The Forest Makes Its Own Rain
Perhaps the most important feature of the Amazon ecosystem is invisible: the forest generates a significant portion of its own rainfall. Rain that falls on the canopy is quickly returned to the atmosphere through evapotranspiration, the combination of water evaporating from surfaces and being released by plant leaves. Atmospheric scientists discovered this pattern by tracking oxygen isotopes in rainwater. Normally, rainfall is enriched with heavier oxygen isotopes while evaporated water contains lighter ones. But across the Amazon, rainfall composition stays remarkably consistent, meaning the water is being recycled almost immediately after it falls.
A single water molecule can be recycled up to seven times as it moves westward across the basin. These vast streams of atmospheric moisture, sometimes called “flying rivers,” carry enough water vapor to sustain rainfall deep into the continent’s interior. The system is self-reinforcing: the forest drives evapotranspiration, which drives rainfall, which sustains the forest. As forest cover decreases, evapotranspiration drops, rainfall declines, and the remaining forest becomes drier and more vulnerable.
Layers of the Canopy
The rainforest surrounding the Amazon is organized into vertical layers, each with its own microclimate and community of species. The emergent layer consists of the tallest trees, which push above the main canopy and can exceed 50 meters. These giants are exposed to high winds and intense sunlight, and they serve as perches for harpy eagles and macaws.
Below them, the main canopy forms a nearly continuous roof at roughly 25 to 35 meters. This layer intercepts most of the sunlight and rainfall, and it hosts the greatest concentration of life: epiphytes (plants that grow on other plants), tree frogs, monkeys, sloths, and countless insect species. The understory beneath receives only about 2 to 5 percent of available sunlight, favoring shade-tolerant plants with large leaves. The forest floor, darkest of all, is where rapid decomposition recycles fallen organic matter back into nutrients the root systems can capture.
Aquatic Ecosystems Within the River
The Amazon River itself is not a single uniform waterway. Its tributaries are classified by water color, each reflecting different chemistry. Whitewater rivers like the Madeira carry heavy sediment loads from the Andes and are rich in nutrients. Blackwater rivers like the Rio Negro are stained dark by dissolved organic compounds from decomposing vegetation and are highly acidic. Clearwater rivers like the Tapajós drain ancient rock shields and carry relatively little sediment or dissolved material. Where these different water types meet, such as the famous “Meeting of the Waters” near Manaus, they flow side by side without mixing for kilometers.
Each water type supports different aquatic communities. The river system as a whole contains more fish species than any other river on Earth, with estimates exceeding 3,000. The boto, or Amazon river dolphin, is one of the few freshwater dolphin species in the world. Arapaima, among the largest freshwater fish, can reach over two meters in length and must surface to breathe air.
Deforestation and Its Trajectory
The Amazon ecosystem faces ongoing pressure from land clearing for agriculture and cattle ranching.

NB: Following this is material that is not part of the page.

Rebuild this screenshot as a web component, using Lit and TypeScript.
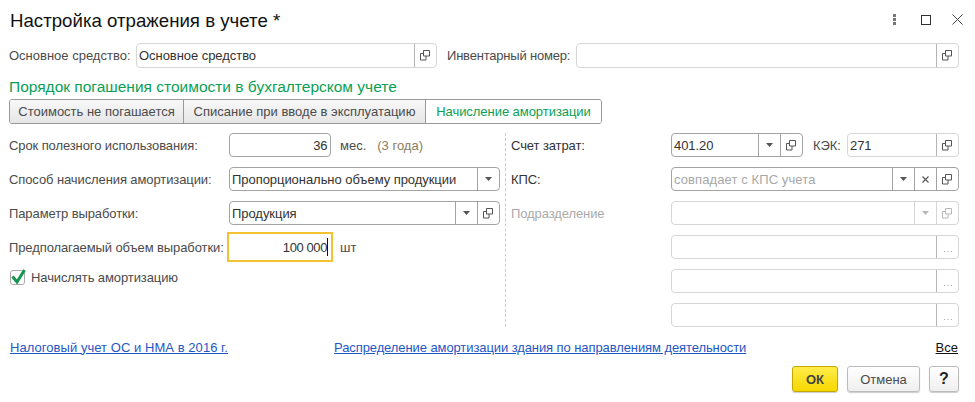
import { LitElement, html, css, svg } from "lit";
import { customElement } from "lit/decorators.js";

type Btn = "open" | "drop" | "clear" | "dots";

const openIcon = svg`<svg class="ic" width="11" height="11" viewBox="0 0 11 11"><path d="M3.5 .5h6v5.5h-6z M.5 3.5h3 M.5 3.5v6.5 M.5 10h5.500v-4" fill="none" stroke="currentColor"/></svg>`;
const dropIcon = svg`<svg class="ic" width="7" height="4" viewBox="0 0 7 4"><path d="M0 0h7L3.500 4z" fill="currentColor"/></svg>`;
const clearIcon = svg`<svg class="ic" width="7" height="7" viewBox="0 0 7 7"><path d="M.5 .5l6 6M6.500 .5l-6 6" fill="none" stroke="currentColor" stroke-width="1.100"/></svg>`;
const dotsIcon = svg`<svg class="ic low" width="8" height="1" viewBox="0 0 8 1"><path d="M0 0h1v1H0zM3.500 0h1v1h-1zM7 0h1v1H7z" fill="currentColor"/></svg>`;
const icons: Record<Btn, unknown> = { open: openIcon, drop: dropIcon, clear: clearIcon, dots: dotsIcon };

@customElement("app-root")
export class AppRoot extends LitElement {
  static styles = css`
    :host {
      display: block;
      width: 975px;
      height: 402px;
      background: #fff;
      overflow: hidden;
      font-family: "Liberation Sans", Arial, sans-serif;
      font-size: 13px;
      color: #4b4b4b;
    }
    .root { display: flex; flex-direction: column; padding: 0 16px 0 9px; }
    .titlebar { display: flex; align-items: center; height: 43px; }
    .title { font-size: 18.67px; color: #111; margin-left: 1px; flex: 1; position: relative; top: -1px; }
    .winbtns { display: flex; align-items: center; margin-right: -4px; height: 10px; position: relative; top: -2px; }
    .winbtns svg { display: block; }
    .wb-dots { margin-right: 25px; }
    .wb-max { margin-right: 21px; }
    .row { display: flex; align-items: center; height: 25px; }
    .lbl { white-space: nowrap; letter-spacing: -0.1px; }
    .l-main { width: 127px; flex: none; letter-spacing: 0; }
    .l-inv { width: 129px; flex: none; margin-left: 10px; letter-spacing: -0.2px; }
    .heading { color: #0a9f55; font-size: 15.5px; height: 31px; line-height: 37px; white-space: nowrap; }
    .tabs {
      display: flex; width: 593px; height: 25px; box-sizing: border-box;
      border: 1px solid #999; border-radius: 3px; overflow: hidden;
    }
    .tab {
      display: flex; align-items: center; justify-content: center; box-sizing: border-box;
      background: linear-gradient(#f8f8f8, #e6e6e6); border-right: 1px solid #999; white-space: nowrap;
    }
    .tab.t1 { width: 174px; }
    .tab.t2 { width: 242px; }
    .tab.on { flex: 1; background: #fff; border-right: 0; color: #0a9f55; letter-spacing: -0.05px; }
    .form { display: flex; margin-top: 9px; }
    .left, .right { display: grid; grid-auto-rows: 24px; row-gap: 10px; align-items: center; }
    .left { width: 496px; grid-template-columns: 220px 271px; }
    .right { width: 454px; box-sizing: border-box; padding-left: 5px; border-left: 1px dashed #ccc; grid-template-columns: 160px 288px; }
    .cell { display: flex; align-items: center; }
    .span { grid-column: 1 / -1; }
    .field {
      position: relative; display: flex; box-sizing: border-box; height: 24px; flex: none;
      background: #fff; border: 1px solid #a3a3a3; border-radius: 4px; color: #333;
    }
    .field.tall { height: 25px; }
    .field.light { border-color: #d6d6d6; }
    .field.light .b { border-left-color: #b5b5b5; }
    .field.faded .b { border-left-color: #d6d6d6; color: #b8b8b8; }
    .field.focus { border-color: transparent; border-radius: 0; }
    .field.focus::after {
      content: ""; position: absolute; inset: -4px -3px; border: 2px solid #f2c230; pointer-events: none;
    }
    .val { flex: 1; min-width: 0; padding: 0 2px; display: flex; align-items: center; white-space: nowrap; letter-spacing: -0.05px; }
    .val.end { justify-content: flex-end; padding-right: 3px; letter-spacing: -0.4px; }
    .focus .val.end { padding-right: 2px; }
    .val.ph { color: #a8a8a8; letter-spacing: 0.1px; }
    .caret { display: inline-block; width: 1px; height: 18px; background: #111; margin-left: 0; }
    .b {
      flex: none; width: 21px; display: flex; align-items: center; justify-content: center;
      border-left: 1px solid #a3a3a3; color: #555;
    }
    .b .low { margin-top: 9px; color: #aaa; }
    .w-main { width: 301px; }
    .w-inv { width: 383px; }
    .w-term { width: 102px; }
    .w-full { width: 271px; }
    .w-acc { width: 132px; }
    .w-kek { width: 112px; }
    .w-r { width: 288px; }
    .unit { margin-left: 9px; }
    .note { margin-left: 11px; color: #8a7d62; }
    .l-kek { flex: none; width: 34px; margin-left: 10px; }
    .dis { color: #aaa; }
    .dark { color: #333; }
    .check { display: flex; align-items: center; gap: 6px; margin-left: 1px; position: relative; top: -4px; letter-spacing: -0.1px; }
    .box {
      position: relative; box-sizing: border-box; width: 15px; height: 15px;
      border: 1px solid #aaa; border-radius: 3px; background: #fff;
    }
    .box svg { position: absolute; left: 0; top: -3px; overflow: visible; }
    .links { display: flex; align-items: center; height: 20px; margin-top: 10px; padding-left: 1px; }
    a { color: #1f57c3; text-decoration: underline; white-space: nowrap; }
    .lk1 { letter-spacing: 0.05px; }
    .lk2 { margin-left: 106px; letter-spacing: -0.09px; }
    .all { margin-left: auto; margin-right: 1px; color: #111; }
    .actions { display: flex; justify-content: flex-end; gap: 9px; margin-top: 9px; }
    .btn {
      display: flex; align-items: center; justify-content: center; box-sizing: border-box; height: 26px;
      border: 1px solid #bcbcbc; border-radius: 3px; background: linear-gradient(#fff, #efefef);
      box-shadow: 0 1px 1px #ccc;
    }
    .ok { width: 46px; background: linear-gradient(#ffec4a, #f6d800); border-color: #c0a800; font-weight: 700; color: #444; }
    .cancel { width: 73px; }
    .help { width: 30px; font-weight: 700; font-size: 16px; color: #222; }
  `;

  private field(cls: string, value: string, buttons: Btn[], valCls = "") {
    return html`<div class="field ${cls}">
      <div class="val ${valCls}">${value}${cls.includes("focus") ? html`<span class="caret"></span>` : ""}</div>
      ${buttons.map((b) => html`<div class="b">${icons[b]}</div>`)}
    </div>`;
  }

  render() {
    return html`<div class="root">
      <div class="titlebar">
        <div class="title">Настройка отражения в учете *</div>
        <div class="winbtns">
          <svg class="wb-dots" width="3" height="11" viewBox="0 0 3 11"><path d="M0 0h3v3H0zM0 4h3v3H0zM0 8h3v3H0z" fill="#777"/></svg>
          <svg class="wb-max" width="10" height="10" viewBox="0 0 10 10"><rect x=".5" y=".5" width="9" height="9" fill="none" stroke="#333"/></svg>
          <svg width="11" height="11" viewBox="0 0 11 11"><path d="M.5 .5l10 10M10.500 .5l-10 10" fill="none" stroke="#444"/></svg>
        </div>
      </div>
      <div class="row">
        <div class="lbl l-main">Основное средство:</div>
        ${this.field("tall light w-main", "Основное средство", ["open"])}
        <div class="lbl l-inv">Инвентарный номер:</div>
        ${this.field("tall light w-inv", "", ["open"])}
      </div>
      <div class="heading">Порядок погашения стоимости в бухгалтерском учете</div>
      <div class="tabs">
        <div class="tab t1">Стоимость не погашается</div>
        <div class="tab t2">Списание при вводе в эксплуатацию</div>
        <div class="tab on">Начисление амортизации</div>
      </div>
      <div class="form">
        <div class="left">
          <div class="lbl">Срок полезного использования:</div>
          <div class="cell">
            ${this.field("w-term", "36", [], "end")}
            <span class="unit">мес.</span><span class="note">(3 года)</span>
          </div>
          <div class="lbl">Способ начисления амортизации:</div>
          <div class="cell">${this.field("w-full", "Пропорционально объему продукции", ["drop"])}</div>
          <div class="lbl">Параметр выработки:</div>
          <div class="cell">${this.field("w-full", "Продукция", ["drop", "open"])}</div>
          <div class="lbl">Предполагаемый объем выработки:</div>
          <div class="cell">
            ${this.field("w-term focus", "100 000", [], "end")}
            <span class="unit">шт</span>
          </div>
          <div class="check span">
            <div class="box">
              <svg width="15" height="16" viewBox="0 0 15 16"><path d="M1.500 8.500L6 14 13.500 2" fill="none" stroke="#15964d" stroke-width="3"/></svg>
            </div>
            <span>Начислять амортизацию</span>
          </div>
          <div></div>
        </div>
        <div class="right">
          <div class="lbl dark">Счет затрат:</div>
          <div class="cell">
            ${this.field("w-acc", "401.20", ["drop", "open"])}
            <span class="lbl l-kek">КЭК:</span>
            ${this.field("light w-kek", "271", ["open"])}
          </div>
          <div class="lbl dark">КПС:</div>
          <div class="cell">${this.field("w-r", "совпадает с КПС учета", ["drop", "clear", "open"], "ph")}</div>
          <div class="lbl dis">Подразделение</div>
          <div class="cell">${this.field("light faded w-r", "", ["drop", "open"])}</div>
          <div></div>
          <div class="cell">${this.field("light w-r", "", ["dots"])}</div>
          <div></div>
          <div class="cell">${this.field("light w-r", "", ["dots"])}</div>
          <div></div>
          <div class="cell">${this.field("light w-r", "", ["dots"])}</div>
        </div>
      </div>
      <div class="links">
        <a class="lk1">Налоговый учет ОС и НМА в 2016 г.</a>
        <a class="lk2">Распределение амортизации здания по направлениям деятельности</a>
        <a class="all">Все</a>
      </div>
      <div class="actions">
        <div class="btn ok">ОК</div>
        <div class="btn cancel">Отмена</div>
        <div class="btn help">?</div>
      </div>
    </div>`;
  }
}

However, recent trends show measurable improvement. Between August 2024 and July 2025, deforestation in the Brazilian Amazon fell by 11.08 percent compared to the previous year, reaching 5,796 square kilometers. This marked the third consecutive year of decline and represented a 50 percent reduction compared to 2022 levels. It is also the third-lowest deforestation rate since satellite monitoring began in 1988.
These numbers matter beyond Brazil’s borders because the Amazon’s self-sustaining rainfall cycle depends on maintaining enough forest cover to keep evapotranspiration rates high. Below a certain threshold of deforestation, models suggest the flying rivers could weaken to a point where large sections of the forest can no longer sustain themselves, potentially converting to savanna. The ecosystem surrounding the Amazon River is not just shaped by its geography and climate. It actively maintains the conditions it needs to exist.